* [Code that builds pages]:
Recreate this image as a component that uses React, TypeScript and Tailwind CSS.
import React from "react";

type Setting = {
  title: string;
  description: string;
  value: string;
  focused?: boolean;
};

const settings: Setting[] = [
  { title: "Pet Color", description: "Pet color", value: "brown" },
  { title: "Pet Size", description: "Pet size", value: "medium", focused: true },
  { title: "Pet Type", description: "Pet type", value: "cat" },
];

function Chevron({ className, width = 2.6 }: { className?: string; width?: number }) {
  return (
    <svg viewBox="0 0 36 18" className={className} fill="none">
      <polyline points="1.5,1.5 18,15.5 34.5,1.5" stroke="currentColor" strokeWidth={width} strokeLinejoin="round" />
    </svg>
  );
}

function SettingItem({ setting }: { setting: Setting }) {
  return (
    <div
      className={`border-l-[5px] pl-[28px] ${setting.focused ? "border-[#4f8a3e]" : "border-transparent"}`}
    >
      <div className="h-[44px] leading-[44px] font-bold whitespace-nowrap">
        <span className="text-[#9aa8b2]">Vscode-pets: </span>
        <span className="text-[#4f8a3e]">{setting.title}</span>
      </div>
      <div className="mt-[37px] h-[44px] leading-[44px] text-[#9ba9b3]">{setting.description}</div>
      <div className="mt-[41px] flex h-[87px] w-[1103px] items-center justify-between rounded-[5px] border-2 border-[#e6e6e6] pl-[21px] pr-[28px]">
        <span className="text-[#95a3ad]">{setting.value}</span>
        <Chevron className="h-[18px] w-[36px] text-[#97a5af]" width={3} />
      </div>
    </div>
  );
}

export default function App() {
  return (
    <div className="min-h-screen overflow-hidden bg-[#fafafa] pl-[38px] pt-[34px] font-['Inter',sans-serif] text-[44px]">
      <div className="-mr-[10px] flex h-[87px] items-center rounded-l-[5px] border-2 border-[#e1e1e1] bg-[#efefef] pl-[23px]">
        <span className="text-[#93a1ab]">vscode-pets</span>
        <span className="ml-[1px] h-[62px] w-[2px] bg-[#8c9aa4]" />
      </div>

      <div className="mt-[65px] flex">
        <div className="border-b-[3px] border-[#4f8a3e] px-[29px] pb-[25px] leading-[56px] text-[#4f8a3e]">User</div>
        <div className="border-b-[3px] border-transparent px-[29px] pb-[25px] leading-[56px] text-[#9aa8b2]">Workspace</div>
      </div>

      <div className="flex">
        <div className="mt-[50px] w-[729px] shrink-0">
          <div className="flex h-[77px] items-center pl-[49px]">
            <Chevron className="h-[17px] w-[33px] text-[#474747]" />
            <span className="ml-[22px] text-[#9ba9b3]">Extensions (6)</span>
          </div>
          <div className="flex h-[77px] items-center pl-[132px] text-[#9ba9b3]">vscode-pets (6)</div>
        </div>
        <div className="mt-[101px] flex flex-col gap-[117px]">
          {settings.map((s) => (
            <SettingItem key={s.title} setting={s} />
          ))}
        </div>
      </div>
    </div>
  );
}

--

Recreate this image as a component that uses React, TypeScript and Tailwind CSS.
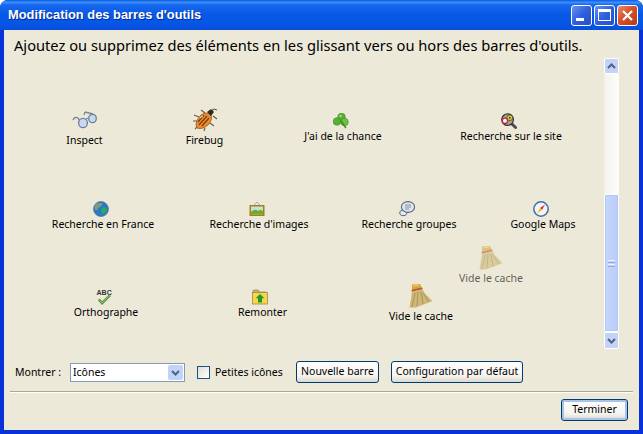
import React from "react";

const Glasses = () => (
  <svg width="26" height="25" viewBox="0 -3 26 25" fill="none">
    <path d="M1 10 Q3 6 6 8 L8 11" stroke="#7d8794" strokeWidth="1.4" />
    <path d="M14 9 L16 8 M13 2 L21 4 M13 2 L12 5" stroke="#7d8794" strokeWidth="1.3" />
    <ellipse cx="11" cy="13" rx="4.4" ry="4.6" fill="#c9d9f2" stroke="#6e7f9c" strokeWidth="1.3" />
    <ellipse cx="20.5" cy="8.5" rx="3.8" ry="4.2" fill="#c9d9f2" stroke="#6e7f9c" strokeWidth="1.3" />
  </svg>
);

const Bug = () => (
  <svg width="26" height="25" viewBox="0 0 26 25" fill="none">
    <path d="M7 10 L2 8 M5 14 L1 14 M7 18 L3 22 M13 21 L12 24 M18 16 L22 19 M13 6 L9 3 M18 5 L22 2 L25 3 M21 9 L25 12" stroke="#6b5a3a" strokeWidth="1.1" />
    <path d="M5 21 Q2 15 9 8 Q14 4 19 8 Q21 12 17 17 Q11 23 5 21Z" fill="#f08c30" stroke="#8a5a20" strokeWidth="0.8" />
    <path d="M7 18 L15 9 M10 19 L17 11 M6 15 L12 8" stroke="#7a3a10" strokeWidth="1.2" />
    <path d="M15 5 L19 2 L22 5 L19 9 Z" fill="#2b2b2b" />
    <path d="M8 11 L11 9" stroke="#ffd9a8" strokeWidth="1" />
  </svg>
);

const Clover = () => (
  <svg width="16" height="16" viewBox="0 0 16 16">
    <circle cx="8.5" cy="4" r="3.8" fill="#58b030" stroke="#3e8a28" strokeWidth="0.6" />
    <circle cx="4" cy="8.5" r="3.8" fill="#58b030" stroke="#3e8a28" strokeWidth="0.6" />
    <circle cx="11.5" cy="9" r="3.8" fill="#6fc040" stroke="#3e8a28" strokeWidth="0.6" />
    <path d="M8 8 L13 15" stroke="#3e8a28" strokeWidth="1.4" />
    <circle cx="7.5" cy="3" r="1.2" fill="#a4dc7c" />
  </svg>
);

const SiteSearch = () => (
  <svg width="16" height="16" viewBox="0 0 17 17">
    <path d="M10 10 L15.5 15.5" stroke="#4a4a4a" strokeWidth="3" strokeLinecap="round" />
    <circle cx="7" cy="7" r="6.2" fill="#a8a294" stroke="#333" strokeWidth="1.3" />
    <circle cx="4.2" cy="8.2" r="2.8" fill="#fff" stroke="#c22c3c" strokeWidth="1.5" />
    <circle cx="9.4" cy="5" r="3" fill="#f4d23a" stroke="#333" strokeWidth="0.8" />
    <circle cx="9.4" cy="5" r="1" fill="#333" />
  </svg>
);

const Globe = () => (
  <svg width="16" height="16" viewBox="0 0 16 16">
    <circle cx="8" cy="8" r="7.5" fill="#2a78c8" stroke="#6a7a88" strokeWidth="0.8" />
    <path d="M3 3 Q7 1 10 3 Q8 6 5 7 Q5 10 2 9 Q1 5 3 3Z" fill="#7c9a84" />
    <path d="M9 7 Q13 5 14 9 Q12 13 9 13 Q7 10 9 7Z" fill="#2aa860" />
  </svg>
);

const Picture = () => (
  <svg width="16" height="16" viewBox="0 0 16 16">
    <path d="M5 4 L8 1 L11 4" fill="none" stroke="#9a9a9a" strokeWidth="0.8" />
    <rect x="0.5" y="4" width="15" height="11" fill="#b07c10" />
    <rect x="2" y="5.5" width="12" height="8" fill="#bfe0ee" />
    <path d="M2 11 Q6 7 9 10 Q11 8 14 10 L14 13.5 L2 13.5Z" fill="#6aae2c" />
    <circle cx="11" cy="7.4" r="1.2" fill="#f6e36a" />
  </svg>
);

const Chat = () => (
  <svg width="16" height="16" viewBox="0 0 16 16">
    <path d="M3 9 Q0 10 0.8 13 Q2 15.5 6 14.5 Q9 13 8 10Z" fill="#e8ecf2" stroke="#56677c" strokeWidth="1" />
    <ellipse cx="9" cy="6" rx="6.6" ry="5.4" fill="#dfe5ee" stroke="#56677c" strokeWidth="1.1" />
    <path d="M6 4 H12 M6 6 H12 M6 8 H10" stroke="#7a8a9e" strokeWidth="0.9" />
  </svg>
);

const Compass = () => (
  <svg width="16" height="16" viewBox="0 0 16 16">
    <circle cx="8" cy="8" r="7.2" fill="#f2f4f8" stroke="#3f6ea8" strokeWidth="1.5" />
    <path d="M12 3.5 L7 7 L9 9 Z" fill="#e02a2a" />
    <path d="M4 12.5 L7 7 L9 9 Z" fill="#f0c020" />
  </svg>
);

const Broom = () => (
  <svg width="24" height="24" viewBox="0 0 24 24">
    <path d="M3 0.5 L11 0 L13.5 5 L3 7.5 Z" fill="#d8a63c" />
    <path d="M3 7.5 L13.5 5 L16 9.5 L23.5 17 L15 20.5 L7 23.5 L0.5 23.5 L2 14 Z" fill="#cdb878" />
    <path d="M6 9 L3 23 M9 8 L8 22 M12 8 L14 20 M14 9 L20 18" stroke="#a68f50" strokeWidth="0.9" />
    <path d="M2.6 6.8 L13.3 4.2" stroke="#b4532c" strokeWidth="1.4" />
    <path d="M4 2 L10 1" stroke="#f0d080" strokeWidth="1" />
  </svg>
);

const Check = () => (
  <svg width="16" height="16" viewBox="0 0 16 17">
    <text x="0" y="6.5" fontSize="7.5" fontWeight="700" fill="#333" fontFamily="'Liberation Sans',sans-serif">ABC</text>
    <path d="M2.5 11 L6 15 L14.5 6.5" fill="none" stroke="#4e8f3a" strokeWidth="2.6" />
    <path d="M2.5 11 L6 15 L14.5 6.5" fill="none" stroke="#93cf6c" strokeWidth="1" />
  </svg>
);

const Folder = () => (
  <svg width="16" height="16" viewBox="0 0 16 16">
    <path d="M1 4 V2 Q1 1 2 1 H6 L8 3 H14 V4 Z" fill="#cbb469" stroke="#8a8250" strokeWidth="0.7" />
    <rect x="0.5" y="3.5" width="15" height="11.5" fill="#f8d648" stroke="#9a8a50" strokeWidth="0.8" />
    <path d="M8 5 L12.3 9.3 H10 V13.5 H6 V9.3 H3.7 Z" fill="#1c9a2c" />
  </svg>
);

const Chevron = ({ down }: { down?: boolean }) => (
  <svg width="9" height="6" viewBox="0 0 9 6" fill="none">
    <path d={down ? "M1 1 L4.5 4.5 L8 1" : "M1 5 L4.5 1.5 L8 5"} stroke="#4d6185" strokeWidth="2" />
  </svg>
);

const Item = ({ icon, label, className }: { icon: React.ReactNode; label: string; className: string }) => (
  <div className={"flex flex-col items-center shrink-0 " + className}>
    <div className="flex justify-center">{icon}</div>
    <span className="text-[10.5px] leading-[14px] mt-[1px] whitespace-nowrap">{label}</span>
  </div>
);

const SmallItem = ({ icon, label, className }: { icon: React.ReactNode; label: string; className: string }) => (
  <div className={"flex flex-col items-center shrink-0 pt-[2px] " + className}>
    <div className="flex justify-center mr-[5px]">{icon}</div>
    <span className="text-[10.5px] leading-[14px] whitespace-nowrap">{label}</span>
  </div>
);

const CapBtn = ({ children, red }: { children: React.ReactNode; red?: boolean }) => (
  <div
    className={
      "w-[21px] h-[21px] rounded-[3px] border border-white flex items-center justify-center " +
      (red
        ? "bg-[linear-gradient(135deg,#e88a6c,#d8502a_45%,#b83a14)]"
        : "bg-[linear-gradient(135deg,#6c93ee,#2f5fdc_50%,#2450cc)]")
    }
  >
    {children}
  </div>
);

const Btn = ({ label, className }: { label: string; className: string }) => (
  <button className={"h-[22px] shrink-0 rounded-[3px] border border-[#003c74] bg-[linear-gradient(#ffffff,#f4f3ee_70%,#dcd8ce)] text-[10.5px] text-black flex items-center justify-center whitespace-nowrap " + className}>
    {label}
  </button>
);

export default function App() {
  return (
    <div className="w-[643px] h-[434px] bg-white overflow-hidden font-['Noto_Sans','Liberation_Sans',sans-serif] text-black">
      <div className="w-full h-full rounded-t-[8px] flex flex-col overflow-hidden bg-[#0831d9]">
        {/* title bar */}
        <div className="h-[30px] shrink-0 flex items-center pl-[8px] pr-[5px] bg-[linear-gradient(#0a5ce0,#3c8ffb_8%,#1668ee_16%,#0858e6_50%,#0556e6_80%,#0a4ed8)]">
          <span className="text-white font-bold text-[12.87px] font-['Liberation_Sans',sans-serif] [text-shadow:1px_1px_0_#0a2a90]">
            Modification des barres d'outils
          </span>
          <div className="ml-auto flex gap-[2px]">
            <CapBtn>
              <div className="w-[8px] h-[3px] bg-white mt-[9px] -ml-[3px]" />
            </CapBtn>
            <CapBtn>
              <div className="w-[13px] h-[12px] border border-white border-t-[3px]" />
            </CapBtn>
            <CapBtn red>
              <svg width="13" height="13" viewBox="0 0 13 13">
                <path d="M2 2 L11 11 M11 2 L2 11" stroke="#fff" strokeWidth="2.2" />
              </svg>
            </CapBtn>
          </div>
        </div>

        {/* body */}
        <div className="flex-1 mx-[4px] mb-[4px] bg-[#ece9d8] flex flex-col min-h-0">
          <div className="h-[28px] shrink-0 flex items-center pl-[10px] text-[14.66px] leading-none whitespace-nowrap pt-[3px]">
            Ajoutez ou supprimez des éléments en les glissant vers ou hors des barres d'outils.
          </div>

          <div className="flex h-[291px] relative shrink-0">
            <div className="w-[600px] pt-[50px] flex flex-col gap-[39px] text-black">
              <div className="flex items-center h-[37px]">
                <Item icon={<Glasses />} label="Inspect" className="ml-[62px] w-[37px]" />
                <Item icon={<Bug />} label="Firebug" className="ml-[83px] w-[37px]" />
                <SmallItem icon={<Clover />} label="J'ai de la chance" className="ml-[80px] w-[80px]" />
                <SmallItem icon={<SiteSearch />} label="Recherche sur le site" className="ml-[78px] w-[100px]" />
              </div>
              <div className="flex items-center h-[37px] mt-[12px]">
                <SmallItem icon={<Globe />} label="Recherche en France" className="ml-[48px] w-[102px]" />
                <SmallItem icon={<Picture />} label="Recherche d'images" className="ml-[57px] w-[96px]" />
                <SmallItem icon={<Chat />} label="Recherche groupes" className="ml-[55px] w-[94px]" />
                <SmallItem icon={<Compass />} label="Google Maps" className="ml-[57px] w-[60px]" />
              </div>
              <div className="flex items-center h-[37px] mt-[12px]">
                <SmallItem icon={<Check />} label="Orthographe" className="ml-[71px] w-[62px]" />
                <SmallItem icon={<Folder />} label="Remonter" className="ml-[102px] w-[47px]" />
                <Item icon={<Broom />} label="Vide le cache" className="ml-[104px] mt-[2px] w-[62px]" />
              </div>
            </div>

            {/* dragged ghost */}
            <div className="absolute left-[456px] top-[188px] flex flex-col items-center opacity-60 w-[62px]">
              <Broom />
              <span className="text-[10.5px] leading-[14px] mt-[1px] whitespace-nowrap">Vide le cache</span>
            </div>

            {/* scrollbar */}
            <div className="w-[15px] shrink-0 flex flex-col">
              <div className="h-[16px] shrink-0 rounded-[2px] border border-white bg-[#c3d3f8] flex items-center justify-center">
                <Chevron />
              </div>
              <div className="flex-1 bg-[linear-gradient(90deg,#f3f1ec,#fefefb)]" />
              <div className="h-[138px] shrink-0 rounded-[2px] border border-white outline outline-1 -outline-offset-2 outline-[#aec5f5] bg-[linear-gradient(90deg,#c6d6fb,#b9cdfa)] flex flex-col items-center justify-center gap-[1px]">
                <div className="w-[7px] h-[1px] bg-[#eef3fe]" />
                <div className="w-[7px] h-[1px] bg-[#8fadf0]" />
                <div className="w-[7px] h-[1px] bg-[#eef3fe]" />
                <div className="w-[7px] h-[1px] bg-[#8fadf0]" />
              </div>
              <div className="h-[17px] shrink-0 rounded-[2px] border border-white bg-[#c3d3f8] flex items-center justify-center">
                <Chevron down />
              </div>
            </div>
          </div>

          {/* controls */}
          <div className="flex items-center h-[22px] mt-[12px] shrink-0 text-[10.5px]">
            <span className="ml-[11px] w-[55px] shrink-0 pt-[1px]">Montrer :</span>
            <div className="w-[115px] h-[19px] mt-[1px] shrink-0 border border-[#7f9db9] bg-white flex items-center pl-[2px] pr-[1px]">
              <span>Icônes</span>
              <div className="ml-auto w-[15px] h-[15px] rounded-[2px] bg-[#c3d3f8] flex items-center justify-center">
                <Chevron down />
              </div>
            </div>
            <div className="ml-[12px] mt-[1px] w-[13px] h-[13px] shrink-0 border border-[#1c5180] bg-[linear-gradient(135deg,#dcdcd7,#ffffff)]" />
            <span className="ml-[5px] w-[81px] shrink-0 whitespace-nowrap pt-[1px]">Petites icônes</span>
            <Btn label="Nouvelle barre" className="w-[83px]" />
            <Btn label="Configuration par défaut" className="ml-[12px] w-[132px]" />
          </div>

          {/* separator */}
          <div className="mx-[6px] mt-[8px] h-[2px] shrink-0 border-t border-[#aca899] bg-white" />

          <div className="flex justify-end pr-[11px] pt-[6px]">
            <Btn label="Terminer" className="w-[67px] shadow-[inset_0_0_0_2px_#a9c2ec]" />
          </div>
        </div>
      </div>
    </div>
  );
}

* [Exercise goal]:
Determine how many of the lines above hold the word "React", and output that number by itself.

* [Result of the exercise]:
7